ISID Faculty

ISID Faculty (2020-2021)


Francesco Amodio

Associate Professor, Institute for the Study of International Development and Department of Economics

Francesco Amodio earned his Ph.D. in Economics from Universitat Pompeu Fabra in Barcelona in 2015. He is an applied microeconomist with a strong interest in labor economics and its intersection with development and political economy. His research agenda revolves around market imperfections and their impact on the productivity and efficiency of organizations, focusing primarily on firms and labor markets in low-income countries.

 


Diana Allan

Associate Professor, Institute for the Study of International Development and Department of Anthropology

Canada Research Chair in the Anthropology of Living Archives

Ph.D. Harvard University (2008)

Diana Allan is a scholar, archivist, and documentary filmmaker whose research explores the history and lived experience of Palestinian refugees in Lebanon. She is the co-founder of the Nakba Archive, a grassroots testimonial initiative that has filmed refugee accounts of the 1948 destruction and displacement. Her 2014 ethnography Refugees of the Revolution: Experiences of Palestinian Exile examined local material realities animating social and political life in Shatila camp. Her recent edited volume Voices of the Nakba: A Living History of Palestine presents the significance of refugee narratives for understanding the Nakba, its aftermath, and the history of colonialism and imperial state formation in the Middle East.

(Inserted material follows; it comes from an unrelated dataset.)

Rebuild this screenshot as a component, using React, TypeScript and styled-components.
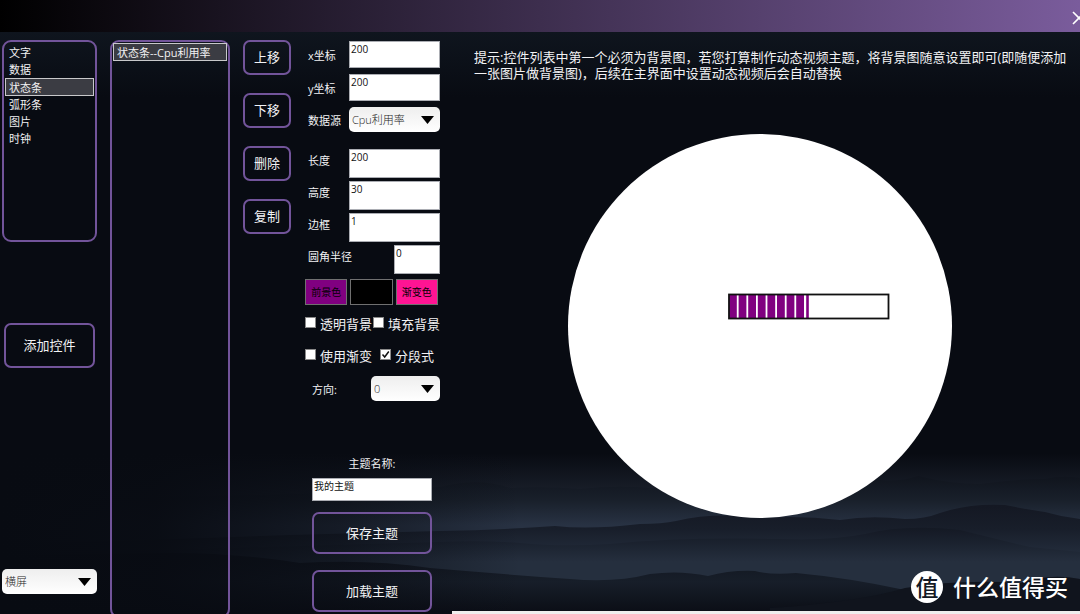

Allan’s ethnographic films Shatila, Beirut (2001), Still Life (2007), Terrace of the Sea (2009), and So Dear, So Lovely (2018) build on these thematic concerns in their attention to camp ecologies, the mnemonic processes and material environments of exile, and the aesthetic and non-discursive registers of refugee experience. Her current film project, Partition, deconstructs cultural memory, archival authority and colonial history, bringing together interwar footage from British and Israeli colonial archives with contemporary audio recorded in Palestinian camps in Lebanon.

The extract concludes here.